Trade in rhino horn has been banned for almost two decades by CITES but the ban has failed because for impoverished Africans the business is too lucrative.

Powdered horn goes for about $3,000 a pound in Taiwan, many times the annual income of many Africans.

Blamed for decline

"I can't see how CITES had done the rhino any good at all," said Norman English, chief warden at the Sinamatella camp in this national park. "Right about the time they put in that ban is when the population really started declining."

If this really is the black rhino's last stand, then Mr. English is a rather pessimistic Custer.

He is in charge of one of Zimbabwe's four Intensive Protection Zones (IPZ), areas in national parks where about half the country's rhinos get special attention. The rest are on private land.

All have been darted with drugs, fitted with radio collars and been de-horned. They get beefed-up armed patrols designed to stop poaching. No Zimbabwean rhinos have been poached since the IPZs were set up earlier this year.

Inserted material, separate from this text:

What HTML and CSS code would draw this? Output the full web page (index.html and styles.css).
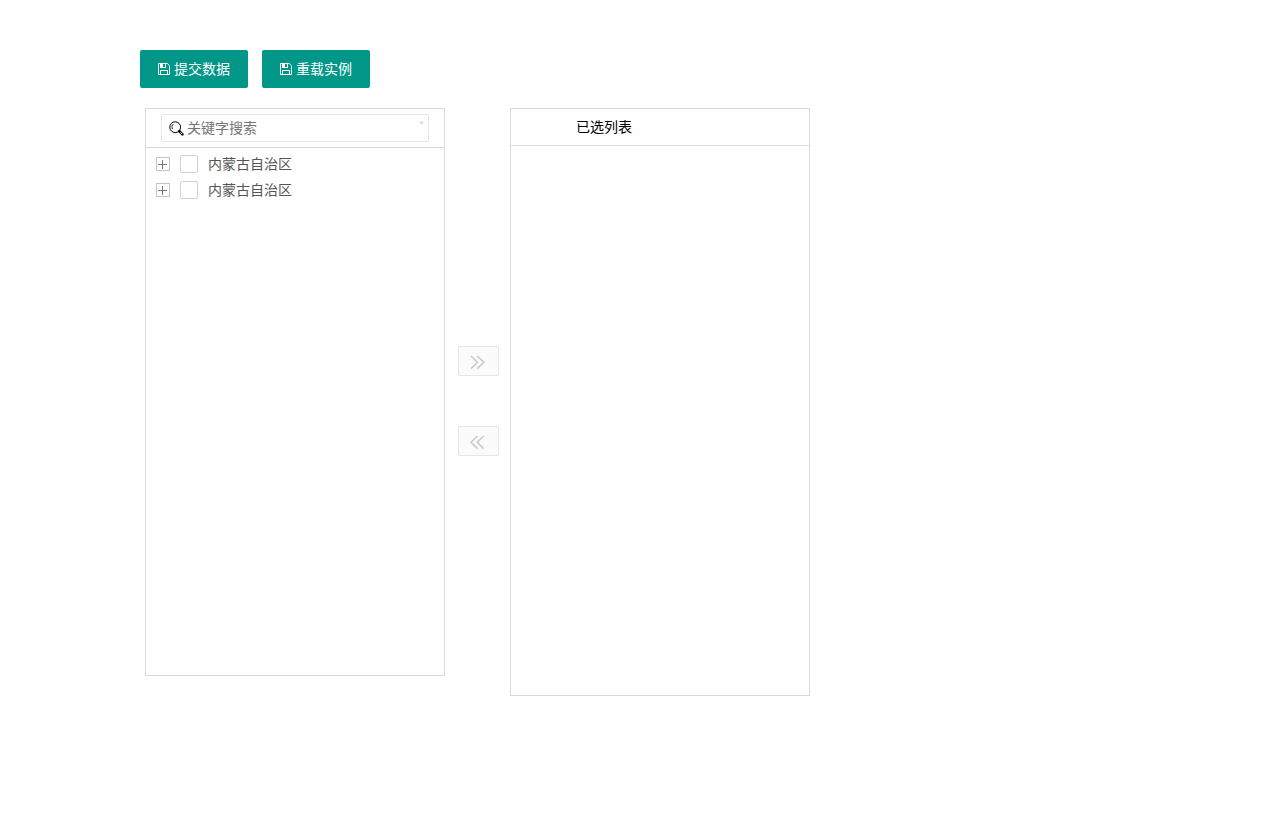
FILE: index.html
```
<!DOCTYPE html>
<html lang="zh-CN">

<head>
    <meta charset="UTF-8" />
    <meta name="viewport" content="width=device-width, initial-scale=1">
    <title>树形穿梭框</title>
    <link rel="stylesheet" href="styles.css">
</head>

<body>
    <svg class="sprite" aria-hidden="true">
        <symbol id="icon-save" viewBox="0 0 14 14">
            <path d="M1.5 1.5h8.8l2.2 2.2v8.8h-11z" fill="none" stroke="currentColor" />
            <path d="M3.5 12.5v-4h7v4M8.5 1.5v4" fill="none" stroke="currentColor" />
            <path d="M3 1h3v5H3zM3 5h6v1H3z" fill="currentColor" />
        </symbol>
        <symbol id="icon-search" viewBox="0 0 16 16">
            <circle cx="6.2" cy="7.2" r="5.4" fill="none" stroke="currentColor" />
            <path d="M4.2 4.2a3.7 3.7 0 0 0-.6 5" fill="none" stroke="currentColor" stroke-width=".8" />
            <path d="M10.2 11.2l3.2 3.2" fill="none" stroke="currentColor" stroke-width="2.6" stroke-linecap="round" />
            <path d="M11.4 12.4l1.8 1.8" fill="none" stroke="#fff" stroke-width="1" />
        </symbol>
        <symbol id="icon-right" viewBox="0 0 16 16">
            <path d="M2 2l6.5 6.3L2 14.6M8.2 2l6.5 6.3-6.5 6.3" fill="none" stroke="currentColor" stroke-width="1.6" />
        </symbol>
        <symbol id="icon-left" viewBox="0 0 16 16">
            <path d="M8.5 2L2 8.3l6.5 6.3M14.7 2L8.2 8.3l6.5 6.3" fill="none" stroke="currentColor" stroke-width="1.6" />
        </symbol>
    </svg>

    <div class="container">
        <div class="toolbar">
            <button type="button" class="btn"><svg class="icon-save"><use href="#icon-save" /></svg>提交数据</button>
            <button type="button" class="btn"><svg class="icon-save"><use href="#icon-save" /></svg>重载实例</button>
        </div>

        <div class="transfer">
            <div class="panel">
                <div class="panel-search">
                    <div class="search-box">
                        <svg class="icon-search"><use href="#icon-search" /></svg>
                        <input type="text" placeholder="关键字搜索" aria-label="关键字搜索">
                        <button type="button" class="clear" aria-label="清空">×</button>
                    </div>
                </div>
                <ul class="tree">
                    <li>
                        <button type="button" class="spread" aria-label="展开"></button>
                        <input type="checkbox" id="node-1">
                        <label for="node-1">内蒙古自治区</label>
                    </li>
                    <li>
                        <button type="button" class="spread" aria-label="展开"></button>
                        <input type="checkbox" id="node-2">
                        <label for="node-2">内蒙古自治区</label>
                    </li>
                </ul>
            </div>

            <div class="actions">
                <button type="button" class="move" aria-label="右移" disabled><svg><use href="#icon-right" /></svg></button>
                <button type="button" class="move" aria-label="左移" disabled><svg><use href="#icon-left" /></svg></button>
            </div>

            <div class="panel panel-selected">
                <div class="panel-title">已选列表</div>
            </div>
        </div>
    </div>
</body>

</html>
```

FILE: styles.css
```
* {
    box-sizing: border-box;
}

body {
    margin: 0;
    background: #fff;
    color: #000;
    font: 14px/24px "Liberation Sans", "Noto Sans CJK SC", sans-serif;
}

button,
input {
    margin: 0;
    font: inherit;
}

.sprite {
    display: none;
}

.container {
    max-width: 1000px;
    margin: 50px auto;
}

.toolbar {
    display: flex;
    gap: 14px;
    margin-bottom: 20px;
}

.btn {
    display: flex;
    align-items: center;
    gap: 3px;
    height: 38px;
    padding: 0 18px 0 17px;
    border: none;
    border-radius: 2px;
    background: #009688;
    color: #fff;
    cursor: pointer;
}

.btn:hover {
    opacity: 0.8;
}

.icon-save {
    width: 14px;
    height: 14px;
}

.transfer {
    display: flex;
    align-items: flex-start;
    padding-left: 5px;
}

.panel {
    width: 300px;
    min-height: 568px;
    border: 1px solid #d9d9d9;
}

.panel-selected {
    min-height: 588px;
}

.panel-search {
    padding: 5px 15px;
    border-bottom: 1px solid #d9d9d9;
}

.search-box {
    display: flex;
    align-items: center;
    height: 28px;
    padding: 0 4px 0 7px;
    border: 1px solid #e6e6e6;
    border-radius: 2px;
}

.icon-search {
    flex: none;
    width: 16px;
    height: 16px;
}

.search-box input {
    flex: 1;
    min-width: 0;
    padding: 0 2px;
    border: none;
    outline: none;
    background: none;
}

.search-box input::placeholder {
    color: #757575;
}

.clear {
    align-self: flex-start;
    padding: 0;
    border: none;
    background: none;
    color: #c2c2c2;
    font-size: 8px;
    line-height: 16px;
    cursor: pointer;
}

.tree {
    margin: 0;
    padding: 3px 10px;
    list-style: none;
}

.tree li {
    display: flex;
    align-items: center;
    gap: 10px;
    height: 26px;
    color: #555;
}

.spread {
    width: 14px;
    height: 14px;
    padding: 0;
    border: 1px solid #c0c4cc;
    background:
        linear-gradient(#777, #777) 1px 6px / 9px 1px no-repeat,
        linear-gradient(#777, #777) 5px 2px / 1px 9px no-repeat;
    cursor: pointer;
}

.tree input {
    appearance: none;
    width: 18px;
    height: 18px;
    margin: 0;
    border: 1px solid #d2d2d2;
    border-radius: 2px;
    background: #fff;
}

.tree input:checked {
    border-color: #009688;
    background: #009688;
}

.actions {
    display: flex;
    flex-direction: column;
    gap: 50px;
    width: 65px;
    padding: 238px 0 0 13px;
}

.move {
    display: flex;
    align-items: center;
    width: 41px;
    height: 30px;
    padding: 2px 10px 0;
    border: 1px solid #e6e6e6;
    border-radius: 2px;
    background: #fbfbfb;
    color: #c9c9c9;
}

.move svg {
    width: 16px;
    height: 16px;
}

.panel-title {
    height: 37px;
    padding-left: 65px;
    border-bottom: 1px solid #d9d9d9;
    line-height: 36px;
}
```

But Mr. English said that he needs more than 60 people to adequately protect the 50 or so rhinos in his 650-square-mile zone. His budget gives him about half that number, with little money to equip them adequately.

Decisions are political

Mr. English complains that he could have enough scouts, all properly equipped, for the price of a few of the CITES delegates' airline fares to Fort Lauderdale.

What irks many in Zimbabwe's Department of National Parks and Wildlife Management is their belief that CITES makes decisions not on the basis of what's best for the animals, but on the basis of what's best for the politicians.